The meeting is held for Caribbean ministers of government with responsibility for the IMF and the World Bank to share perspectives with the leadership of the organizations.
To demonstrate that it is a meeting for ministers, this is what Minister Sinckler said at the end of his opening remarks: “As I said, my colleagues here are going to make some presentations, and I want to invite them to do so on specific issues. Minister Singh will speak on debt and debt sustainability. Minister Burke will speak on growth. And, of course, our colleague Minister Phillips will wrap up these closing remarks . . . , and I pass this over to them at this stage.”  
It is quite evident that Dr Worrell was never invited to speak by Minister Sinckler. This is the first part of the embarrassment.
Second, the issues raised by Dr Worrell bordered on the more technical microeconomic foundations of the issues chosen by the ministers. The issue of devaluation raised by the Governor was therefore misplaced.
But the most embarrassing matter related to the experience of Latvia with devaluation, put on the table by Dr Worrell – which is not the kind of devaluation that the Caribbean fears.
Christine Lagarde won the major point with “ . . . I will take the example of Latvia, which I visited recently, where clearly while they didn’t devaluate – don’t forget, they did not devaluate – their currency; they decided to go the hard way, which is internal devaluation by lowering the cost of labour factors . . .”.
Dr Worrell actually then agrees with the managing director of the IMF that reducing the cost of labour is the way to go to increase price competitiveness. In effect, the governor supports the notion that lowering the cost of labour is an internal devaluation.
However, in his opening remarks, Dr Worrell argued that “you cannot grow the economies by price competitiveness”.
When pressured by Lagarde on the experience of Latvia, the Governor conceded “so the only thing you can do in order to increase your price competitiveness, so to speak, is to reduce the cost of labour”. In other words, he accepted that reducing labour cost increases price competitiveness. Then it must lead to economic growth to be a policy of choice.
Freezing wages and salaries is a way of lowering labour costs, which is what has effectively happened in Barbados over the last four years. So Barbados has had an internal devaluation. It may not have been a cut in labour costs like Latvia, but freezing labour costs is designed to have a similar, though smaller, effect on price competitiveness.  
The Governor therefore agrees that the Barbados economy has experienced an internal devaluation in recent times.
The notion that the Barbados economy can only grow “if foreign exchange grows” is false. It is preferable for the growth to be led by the foreign exchange earning sectors. But Barbados’ economic growth also comes from local spending. The workers, who are also the spenders, need more money to help grow the Barbados economy.    
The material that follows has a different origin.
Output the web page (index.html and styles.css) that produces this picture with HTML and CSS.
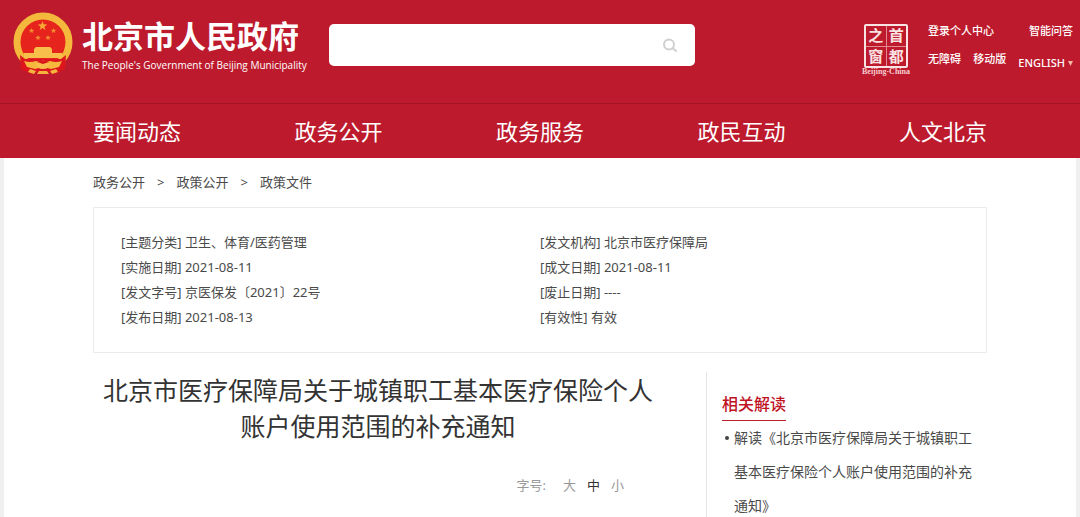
FILE: index.html
```html
<!DOCTYPE html>
<html lang="zh-CN">
<head>
<meta charset="utf-8">
<meta name="viewport" content="width=device-width, initial-scale=1">
<title>北京市人民政府</title>
<link rel="stylesheet" href="styles.css">
</head>
<body>
<header class="header">
  <div class="masthead">
    <a class="brand" href="#">
      <svg class="emblem" viewBox="0 0 60 62" aria-hidden="true">
        <circle cx="30" cy="30" r="26" fill="#e6241d" stroke="#f3b83c" stroke-width="7"/>
        <path d="M7 43L8 57L18 62L30 59L42 62L52 57L53 43L48 47H12Z" fill="#dc161c"/>
        <path d="M29.500 9l1.200 3.300 3.500.2-2.800 2.200 1 3.400-2.900-2-2.900 2 1-3.400-2.800-2.200 3.500-.2z" fill="#f8a832"/>
        <g fill="#f28a30">
          <path d="M18.500 16l.8 1.800 2 .1-1.600 1.300.6 1.900-1.800-1.100-1.800 1.100.6-1.900-1.600-1.300 2-.1z"/>
          <path d="M40.500 16l.8 1.800 2 .1-1.600 1.300.6 1.900-1.800-1.100-1.800 1.100.6-1.900-1.600-1.300 2-.1z"/>
          <path d="M25 23l.8 1.800 2 .1-1.600 1.300.6 1.900-1.800-1.100-1.800 1.100.6-1.900-1.600-1.300 2-.1z"/>
          <path d="M35 23l.8 1.800 2 .1-1.600 1.300.6 1.900-1.800-1.100-1.800 1.100.6-1.900-1.600-1.300 2-.1z"/>
        </g>
        <path d="M23 35h14l2 2v4h10v5H11v-5h10v-4z" fill="#f8c04a"/>
        <path d="M11 49q6 2 12 0l7 2 7-2q6 2 12 0l-3 6-8 2-8-2-8 2-8-2z" fill="#f6b93d"/>
        <path d="M24 51q6-5 12 0 1 6-6 6t-6-6z" fill="#f8c04a"/>
        <path d="M24 50q6-3 12 0l-6 2z" fill="#d9181d"/>
        <path d="M17 57l6 2-2 3-6-2zM43 57l-6 2 2 3 6-2zM26 59h8l2 3H24z" fill="#f3b53c"/>
      </svg>
      <span class="brand-text">
        <strong class="brand-name">北京市人民政府</strong>
        <span class="brand-en">The People's Government of Beijing Municipality</span>
      </span>
    </a>
    <form class="search" role="search">
      <input class="search-input" type="search" aria-label="搜索">
      <button class="search-button" type="button" aria-label="搜索">
        <svg width="16" height="16" viewBox="0 0 16 16" fill="none" stroke="#d0d0d0" stroke-width="2" stroke-linecap="round" aria-hidden="true"><circle cx="7" cy="7.500" r="5"/><path d="M11 11.500l3 2.500"/></svg>
      </button>
    </form>
    <div class="tools">
      <a class="seal" href="#">
        <span class="seal-box"><span>之</span><span>首</span><span>窗</span><span>都</span></span>
        <span class="seal-caption">Beijing·China</span>
      </a>
      <div class="links">
        <div class="links-row"><a href="#">登录个人中心</a><a href="#">智能问答</a></div>
        <div class="links-row"><a href="#">无障碍</a><a href="#">移动版</a><button class="language" type="button">ENGLISH<svg width="5" height="5" viewBox="0 0 5 5" aria-hidden="true"><path d="M0 0h5L2.500 5z" fill="#f3b7a4"/></svg></button></div>
      </div>
    </div>
  </div>
  <nav class="nav">
    <div class="container nav-items">
      <a href="#">要闻动态</a><a href="#">政务公开</a><a href="#">政务服务</a><a href="#">政民互动</a><a href="#">人文北京</a>
    </div>
  </nav>
</header>
<main class="page">
  <div class="container">
    <nav class="crumbs" aria-label="位置"><a href="#">政务公开</a><span>&gt;</span><a href="#">政策公开</a><span>&gt;</span><a href="#">政策文件</a></nav>
    <div class="meta">
      <ul class="meta-list">
        <li>[主题分类] 卫生、体育/医药管理</li>
        <li>[实施日期] 2021-08-11</li>
        <li>[发文字号] 京医保发〔2021〕22号</li>
        <li>[发布日期] 2021-08-13</li>
      </ul>
      <ul class="meta-list">
        <li>[发文机构] 北京市医疗保障局</li>
        <li>[成文日期] 2021-08-11</li>
        <li>[废止日期] ----</li>
        <li>[有效性] 有效</li>
      </ul>
    </div>
    <div class="columns">
      <article class="article">
        <h1 class="title">北京市医疗保障局关于城镇职工基本医疗保险个人账户使用范围的补充通知</h1>
        <div class="font-size"><span class="font-size-label">字号:</span><button type="button">大</button><button class="current" type="button">中</button><button type="button">小</button></div>
      </article>
      <aside class="related">
        <h2 class="related-title">相关解读</h2>
        <ul class="related-list"><li><a href="#">解读《北京市医疗保障局关于城镇职工基本医疗保险个人账户使用范围的补充通知》</a></li></ul>
      </aside>
    </div>
  </div>
</main>
</body>
</html>
```
FILE: styles.css
```css
* { box-sizing: border-box; }

body {
  margin: 0;
  background: #f0f0f0;
  color: #4a4a4a;
  font: 13px/25px "Noto Sans", "Noto Sans CJK SC", sans-serif;
}

a { color: inherit; text-decoration: none; }

button {
  padding: 0;
  border: 0;
  background: none;
  color: inherit;
  font: inherit;
  cursor: pointer;
}

ul { margin: 0; padding: 0; list-style: none; }

.container { max-width: 894px; margin: 0 auto; }

.header { background: #bd1b2d; color: #fff; }

.masthead {
  display: flex;
  align-items: flex-start;
  height: 104px;
  padding: 12px 7px 0 13px;
  border-bottom: 1px solid #a41425;
}

.brand { display: flex; flex: none; gap: 9px; width: 316px; }

.emblem { width: 60px; height: 62px; }

.brand-text { display: flex; flex-direction: column; padding-top: 4px; }

.brand-name { font-size: 31px; line-height: 40px; font-weight: 700; }

.brand-en {
  font-family: "Open Sans", sans-serif;
  font-size: 10px;
  line-height: 18px;
  white-space: nowrap;
}

.search {
  display: flex;
  flex: 0 1 366px;
  height: 42px;
  margin-top: 12px;
  border-radius: 5px;
  background: #fff;
}

.search-input {
  flex: 1;
  min-width: 0;
  padding: 0 16px;
  border: 0;
  background: none;
  font: inherit;
  outline: 0;
}

.search-button { display: grid; place-items: center; width: 50px; }

.tools { display: flex; gap: 18px; margin-left: auto; }

.seal {
  display: flex;
  flex-direction: column;
  align-items: center;
  width: 48px;
  padding-top: 12px;
}

.seal-box {
  display: grid;
  grid-template-columns: 1fr 1fr;
  gap: 1px;
  width: 44px;
  height: 44px;
  border: 2px solid #fbe3e4;
  border-radius: 2px;
  background: #e58a92;
}

.seal-box span {
  background: #bd1b2d;
  color: #fbe3e4;
  font-size: 15px;
  font-weight: 700;
  line-height: 19px;
  text-align: center;
}

.seal-caption {
  color: #f6cdd0;
  font: 700 8px/8px "Liberation Serif", serif;
  white-space: nowrap;
}

.links {
  display: flex;
  flex-direction: column;
  gap: 12px;
  width: 145px;
  padding-top: 11px;
  font-size: 11px;
  font-weight: 500;
  line-height: 16px;
}

.links-row { display: flex; justify-content: space-between; }

.language { display: flex; align-items: center; gap: 3px; padding-top: 4px; }

.nav-items {
  display: flex;
  justify-content: space-between;
  font-size: 22px;
  line-height: 54px;
}

.page {
  min-height: calc(100vh - 158px);
  margin: 0 4px;
  background: #fff;
}

.crumbs { display: flex; gap: 12px; line-height: 49px; }

.meta {
  display: grid;
  grid-template-columns: 1fr 1fr;
  padding: 22px 27px;
  border: 1px solid #ebebeb;
}

.columns {
  display: grid;
  grid-template-columns: minmax(0, 613px) minmax(0, 281px);
  padding-top: 19px;
}

.article { padding-right: 43px; }

.title {
  margin: 0;
  color: #333;
  font-size: 25px;
  font-weight: 400;
  line-height: 36px;
  text-align: center;
}

.font-size {
  display: flex;
  justify-content: flex-end;
  gap: 11px;
  padding: 29px 39px 0 0;
  color: #999;
}

.font-size-label { margin-right: 6px; }

.font-size .current { color: #333; }

.related { padding: 16px 8px 0 15px; border-left: 1px solid #e6e6e6; }

.related-title {
  width: fit-content;
  margin: 0;
  border-bottom: 1px solid #b9202f;
  color: #c0121f;
  font-size: 16px;
  font-weight: 500;
  line-height: 32px;
}

.related-list { font-size: 14px; line-height: 34px; }

.related-list li { display: flex; }

.related-list li::before {
  content: "";
  flex: none;
  width: 4px;
  height: 4px;
  margin: 15px 5px 0 3px;
  border-radius: 50%;
  background: #444;
}
```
The truth is that the issue of whether or not to devalue a country’s currency is a very academic pursuit. The meeting with the minsters is not the place for such a discussion.
This is why the contribution of the president of the World Bank, Dr Jim Yong Kim, is instructive. He said: “Governor Worrell has his own model. He is sending me a long, thick paper about his model, and I’m still obviously in the process of studying his paper, and we debated in Barbados and Trinidad and a few months ago, but I think I’m going to hold a very high level academic seminar to discuss his model and his paper . . .”   
There is always a right time and a right place!